Challenge |
Skip any picture you find and retype all the remaining lines exactly.

_ _ _ _ _

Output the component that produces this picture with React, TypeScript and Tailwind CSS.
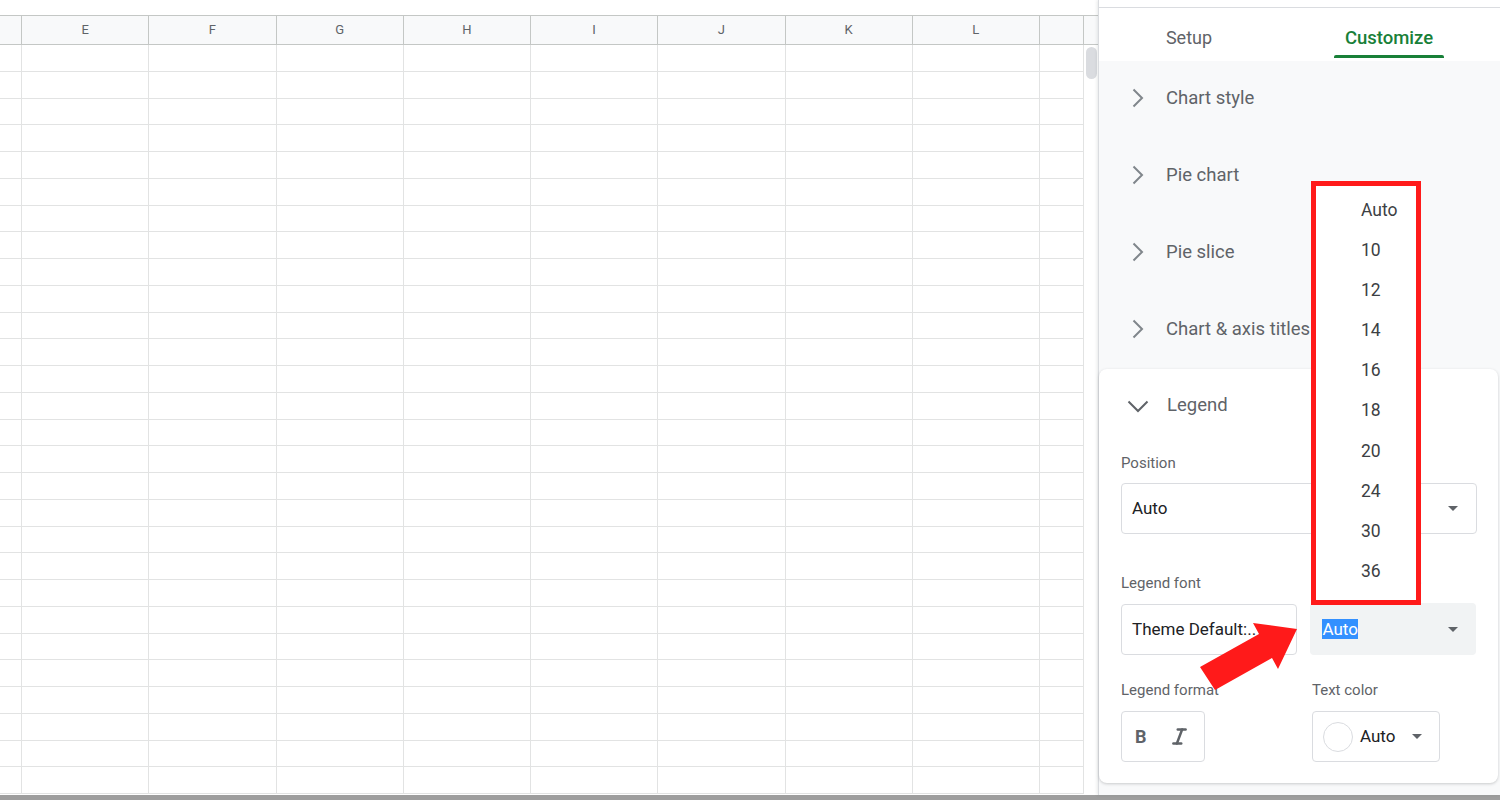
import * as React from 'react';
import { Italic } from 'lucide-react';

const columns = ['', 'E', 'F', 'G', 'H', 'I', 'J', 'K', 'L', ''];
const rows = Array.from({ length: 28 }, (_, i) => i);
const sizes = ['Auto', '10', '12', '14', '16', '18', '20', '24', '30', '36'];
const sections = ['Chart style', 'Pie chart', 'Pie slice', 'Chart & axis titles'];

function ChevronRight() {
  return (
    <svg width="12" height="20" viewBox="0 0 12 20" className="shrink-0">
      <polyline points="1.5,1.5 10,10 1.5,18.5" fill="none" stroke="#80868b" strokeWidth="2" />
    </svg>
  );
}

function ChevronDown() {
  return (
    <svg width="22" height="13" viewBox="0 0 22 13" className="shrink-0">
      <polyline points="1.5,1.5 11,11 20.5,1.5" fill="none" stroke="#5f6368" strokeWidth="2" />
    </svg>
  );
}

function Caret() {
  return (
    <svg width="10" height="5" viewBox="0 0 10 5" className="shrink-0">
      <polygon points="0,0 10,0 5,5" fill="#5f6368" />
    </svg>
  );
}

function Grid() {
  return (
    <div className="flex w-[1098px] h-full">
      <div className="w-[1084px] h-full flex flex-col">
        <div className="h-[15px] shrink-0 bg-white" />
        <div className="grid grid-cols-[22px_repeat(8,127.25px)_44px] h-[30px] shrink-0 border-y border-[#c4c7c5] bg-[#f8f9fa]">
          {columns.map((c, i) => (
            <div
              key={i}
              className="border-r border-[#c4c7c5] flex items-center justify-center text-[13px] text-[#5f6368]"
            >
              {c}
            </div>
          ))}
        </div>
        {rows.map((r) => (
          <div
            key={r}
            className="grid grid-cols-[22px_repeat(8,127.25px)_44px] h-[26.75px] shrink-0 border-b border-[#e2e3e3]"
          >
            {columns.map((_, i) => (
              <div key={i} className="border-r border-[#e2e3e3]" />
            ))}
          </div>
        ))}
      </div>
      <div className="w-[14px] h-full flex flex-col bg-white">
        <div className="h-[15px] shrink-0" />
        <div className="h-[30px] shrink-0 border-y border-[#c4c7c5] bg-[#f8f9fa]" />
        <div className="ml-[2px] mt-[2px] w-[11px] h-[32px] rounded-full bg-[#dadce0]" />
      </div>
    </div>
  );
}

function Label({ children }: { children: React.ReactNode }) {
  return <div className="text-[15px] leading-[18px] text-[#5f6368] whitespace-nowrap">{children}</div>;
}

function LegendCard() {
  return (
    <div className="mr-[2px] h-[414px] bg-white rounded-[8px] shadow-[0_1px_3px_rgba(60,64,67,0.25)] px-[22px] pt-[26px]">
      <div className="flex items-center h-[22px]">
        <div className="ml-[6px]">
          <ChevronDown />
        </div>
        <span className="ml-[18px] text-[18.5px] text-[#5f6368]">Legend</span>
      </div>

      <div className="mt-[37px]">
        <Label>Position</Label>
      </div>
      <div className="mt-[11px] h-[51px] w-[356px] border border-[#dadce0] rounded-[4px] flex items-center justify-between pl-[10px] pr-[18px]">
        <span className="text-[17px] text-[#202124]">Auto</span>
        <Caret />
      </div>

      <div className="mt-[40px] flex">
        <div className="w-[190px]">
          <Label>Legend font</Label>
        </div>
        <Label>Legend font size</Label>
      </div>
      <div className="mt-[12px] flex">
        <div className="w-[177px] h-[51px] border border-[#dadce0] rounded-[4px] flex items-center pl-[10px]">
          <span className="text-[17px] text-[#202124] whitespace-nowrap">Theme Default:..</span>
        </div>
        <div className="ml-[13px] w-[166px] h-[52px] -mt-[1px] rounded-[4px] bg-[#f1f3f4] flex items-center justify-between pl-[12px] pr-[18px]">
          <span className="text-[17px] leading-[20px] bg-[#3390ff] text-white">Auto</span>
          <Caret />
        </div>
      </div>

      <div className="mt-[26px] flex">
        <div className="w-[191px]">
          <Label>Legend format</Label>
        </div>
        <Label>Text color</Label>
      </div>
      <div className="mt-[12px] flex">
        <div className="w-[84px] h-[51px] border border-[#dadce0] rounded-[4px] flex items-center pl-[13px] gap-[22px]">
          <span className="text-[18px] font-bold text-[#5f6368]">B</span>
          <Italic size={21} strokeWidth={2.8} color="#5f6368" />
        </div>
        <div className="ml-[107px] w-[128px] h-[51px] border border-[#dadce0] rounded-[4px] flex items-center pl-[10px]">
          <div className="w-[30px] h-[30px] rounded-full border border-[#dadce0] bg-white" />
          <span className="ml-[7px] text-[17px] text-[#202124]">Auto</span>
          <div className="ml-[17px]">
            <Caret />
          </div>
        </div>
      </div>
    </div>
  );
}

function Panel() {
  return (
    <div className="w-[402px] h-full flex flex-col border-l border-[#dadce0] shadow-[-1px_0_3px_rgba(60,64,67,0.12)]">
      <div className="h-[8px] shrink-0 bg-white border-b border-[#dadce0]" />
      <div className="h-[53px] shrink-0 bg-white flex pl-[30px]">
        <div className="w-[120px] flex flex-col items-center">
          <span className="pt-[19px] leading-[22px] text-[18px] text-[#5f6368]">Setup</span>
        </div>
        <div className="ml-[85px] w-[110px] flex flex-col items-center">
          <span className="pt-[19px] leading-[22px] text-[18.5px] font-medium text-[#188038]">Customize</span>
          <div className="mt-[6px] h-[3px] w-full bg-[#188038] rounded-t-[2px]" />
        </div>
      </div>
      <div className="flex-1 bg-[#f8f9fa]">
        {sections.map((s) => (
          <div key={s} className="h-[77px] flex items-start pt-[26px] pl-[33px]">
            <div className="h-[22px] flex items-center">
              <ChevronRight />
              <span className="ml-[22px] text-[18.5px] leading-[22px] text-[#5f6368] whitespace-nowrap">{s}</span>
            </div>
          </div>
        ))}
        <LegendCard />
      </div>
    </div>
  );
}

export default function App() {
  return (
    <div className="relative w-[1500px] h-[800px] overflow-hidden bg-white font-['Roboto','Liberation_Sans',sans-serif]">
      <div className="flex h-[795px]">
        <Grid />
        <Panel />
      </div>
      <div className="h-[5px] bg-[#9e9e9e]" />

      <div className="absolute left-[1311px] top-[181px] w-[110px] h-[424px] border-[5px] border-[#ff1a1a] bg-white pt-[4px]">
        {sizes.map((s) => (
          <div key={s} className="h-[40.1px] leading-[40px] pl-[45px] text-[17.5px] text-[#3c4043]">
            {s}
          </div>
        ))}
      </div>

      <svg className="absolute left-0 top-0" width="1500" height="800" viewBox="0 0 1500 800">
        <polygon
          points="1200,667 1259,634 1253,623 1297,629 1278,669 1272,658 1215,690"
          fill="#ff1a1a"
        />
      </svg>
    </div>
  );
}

_ _ _ _ _

Response to this task |
Output the component that produces this picture with React, TypeScript and Tailwind CSS.
import * as React from 'react';
import { Italic } from 'lucide-react';

const columns = ['', 'E', 'F', 'G', 'H', 'I', 'J', 'K', 'L', ''];
const rows = Array.from({ length: 28 }, (_, i) => i);
const sizes = ['Auto', '10', '12', '14', '16', '18', '20', '24', '30', '36'];
const sections = ['Chart style', 'Pie chart', 'Pie slice', 'Chart & axis titles'];

function ChevronRight() {
  return (
    <svg width="12" height="20" viewBox="0 0 12 20" className="shrink-0">
      <polyline points="1.5,1.5 10,10 1.5,18.5" fill="none" stroke="#80868b" strokeWidth="2" />
    </svg>
  );
}

function ChevronDown() {
  return (
    <svg width="22" height="13" viewBox="0 0 22 13" className="shrink-0">
      <polyline points="1.5,1.5 11,11 20.5,1.5" fill="none" stroke="#5f6368" strokeWidth="2" />
    </svg>
  );
}

function Caret() {
  return (
    <svg width="10" height="5" viewBox="0 0 10 5" className="shrink-0">
      <polygon points="0,0 10,0 5,5" fill="#5f6368" />
    </svg>
  );
}

function Grid() {
  return (
    <div className="flex w-[1098px] h-full">
      <div className="w-[1084px] h-full flex flex-col">
        <div className="h-[15px] shrink-0 bg-white" />
        <div className="grid grid-cols-[22px_repeat(8,127.25px)_44px] h-[30px] shrink-0 border-y border-[#c4c7c5] bg-[#f8f9fa]">
          {columns.map((c, i) => (
            <div
              key={i}
              className="border-r border-[#c4c7c5] flex items-center justify-center text-[13px] text-[#5f6368]"
            >
              {c}
            </div>
          ))}
        </div>
        {rows.map((r) => (
          <div
            key={r}
            className="grid grid-cols-[22px_repeat(8,127.25px)_44px] h-[26.75px] shrink-0 border-b border-[#e2e3e3]"
          >
            {columns.map((_, i) => (
              <div key={i} className="border-r border-[#e2e3e3]" />
            ))}
          </div>
        ))}
      </div>
      <div className="w-[14px] h-full flex flex-col bg-white">
        <div className="h-[15px] shrink-0" />
        <div className="h-[30px] shrink-0 border-y border-[#c4c7c5] bg-[#f8f9fa]" />
        <div className="ml-[2px] mt-[2px] w-[11px] h-[32px] rounded-full bg-[#dadce0]" />
      </div>
    </div>
  );
}

function Label({ children }: { children: React.ReactNode }) {
  return <div className="text-[15px] leading-[18px] text-[#5f6368] whitespace-nowrap">{children}</div>;
}

function LegendCard() {
  return (
    <div className="mr-[2px] h-[414px] bg-white rounded-[8px] shadow-[0_1px_3px_rgba(60,64,67,0.25)] px-[22px] pt-[26px]">
      <div className="flex items-center h-[22px]">
        <div className="ml-[6px]">
          <ChevronDown />
        </div>
        <span className="ml-[18px] text-[18.5px] text-[#5f6368]">Legend</span>
      </div>

      <div className="mt-[37px]">
        <Label>Position</Label>
      </div>
      <div className="mt-[11px] h-[51px] w-[356px] border border-[#dadce0] rounded-[4px] flex items-center justify-between pl-[10px] pr-[18px]">
        <span className="text-[17px] text-[#202124]">Auto</span>
        <Caret />
      </div>

      <div className="mt-[40px] flex">
        <div className="w-[190px]">
          <Label>Legend font</Label>
        </div>
        <Label>Legend font size</Label>
      </div>
      <div className="mt-[12px] flex">
        <div className="w-[177px] h-[51px] border border-[#dadce0] rounded-[4px] flex items-center pl-[10px]">
          <span className="text-[17px] text-[#202124] whitespace-nowrap">Theme Default:..</span>
        </div>
        <div className="ml-[13px] w-[166px] h-[52px] -mt-[1px] rounded-[4px] bg-[#f1f3f4] flex items-center justify-between pl-[12px] pr-[18px]">
          <span className="text-[17px] leading-[20px] bg-[#3390ff] text-white">Auto</span>
          <Caret />
        </div>
      </div>

      <div className="mt-[26px] flex">
        <div className="w-[191px]">
          <Label>Legend format</Label>
        </div>
        <Label>Text color</Label>
      </div>
      <div className="mt-[12px] flex">
        <div className="w-[84px] h-[51px] border border-[#dadce0] rounded-[4px] flex items-center pl-[13px] gap-[22px]">
          <span className="text-[18px] font-bold text-[#5f6368]">B</span>
          <Italic size={21} strokeWidth={2.8} color="#5f6368" />
        </div>
        <div className="ml-[107px] w-[128px] h-[51px] border border-[#dadce0] rounded-[4px] flex items-center pl-[10px]">
          <div className="w-[30px] h-[30px] rounded-full border border-[#dadce0] bg-white" />
          <span className="ml-[7px] text-[17px] text-[#202124]">Auto</span>
          <div className="ml-[17px]">
            <Caret />
          </div>
        </div>
      </div>
    </div>
  );
}

function Panel() {
  return (
    <div className="w-[402px] h-full flex flex-col border-l border-[#dadce0] shadow-[-1px_0_3px_rgba(60,64,67,0.12)]">
      <div className="h-[8px] shrink-0 bg-white border-b border-[#dadce0]" />
      <div className="h-[53px] shrink-0 bg-white flex pl-[30px]">
        <div className="w-[120px] flex flex-col items-center">
          <span className="pt-[19px] leading-[22px] text-[18px] text-[#5f6368]">Setup</span>
        </div>
        <div className="ml-[85px] w-[110px] flex flex-col items-center">
          <span className="pt-[19px] leading-[22px] text-[18.5px] font-medium text-[#188038]">Customize</span>
          <div className="mt-[6px] h-[3px] w-full bg-[#188038] rounded-t-[2px]" />
        </div>
      </div>
      <div className="flex-1 bg-[#f8f9fa]">
        {sections.map((s) => (
          <div key={s} className="h-[77px] flex items-start pt-[26px] pl-[33px]">
            <div className="h-[22px] flex items-center">
              <ChevronRight />
              <span className="ml-[22px] text-[18.5px] leading-[22px] text-[#5f6368] whitespace-nowrap">{s}</span>
            </div>
          </div>
        ))}
        <LegendCard />
      </div>
    </div>
  );
}

export default function App() {
  return (
    <div className="relative w-[1500px] h-[800px] overflow-hidden bg-white font-['Roboto','Liberation_Sans',sans-serif]">
      <div className="flex h-[795px]">
        <Grid />
        <Panel />
      </div>
      <div className="h-[5px] bg-[#9e9e9e]" />

      <div className="absolute left-[1311px] top-[181px] w-[110px] h-[424px] border-[5px] border-[#ff1a1a] bg-white pt-[4px]">
        {sizes.map((s) => (
          <div key={s} className="h-[40.1px] leading-[40px] pl-[45px] text-[17.5px] text-[#3c4043]">
            {s}
          </div>
        ))}
      </div>

      <svg className="absolute left-0 top-0" width="1500" height="800" viewBox="0 0 1500 800">
        <polygon
          points="1200,667 1259,634 1253,623 1297,629 1278,669 1272,658 1215,690"
          fill="#ff1a1a"
        />
      </svg>
    </div>
  );
}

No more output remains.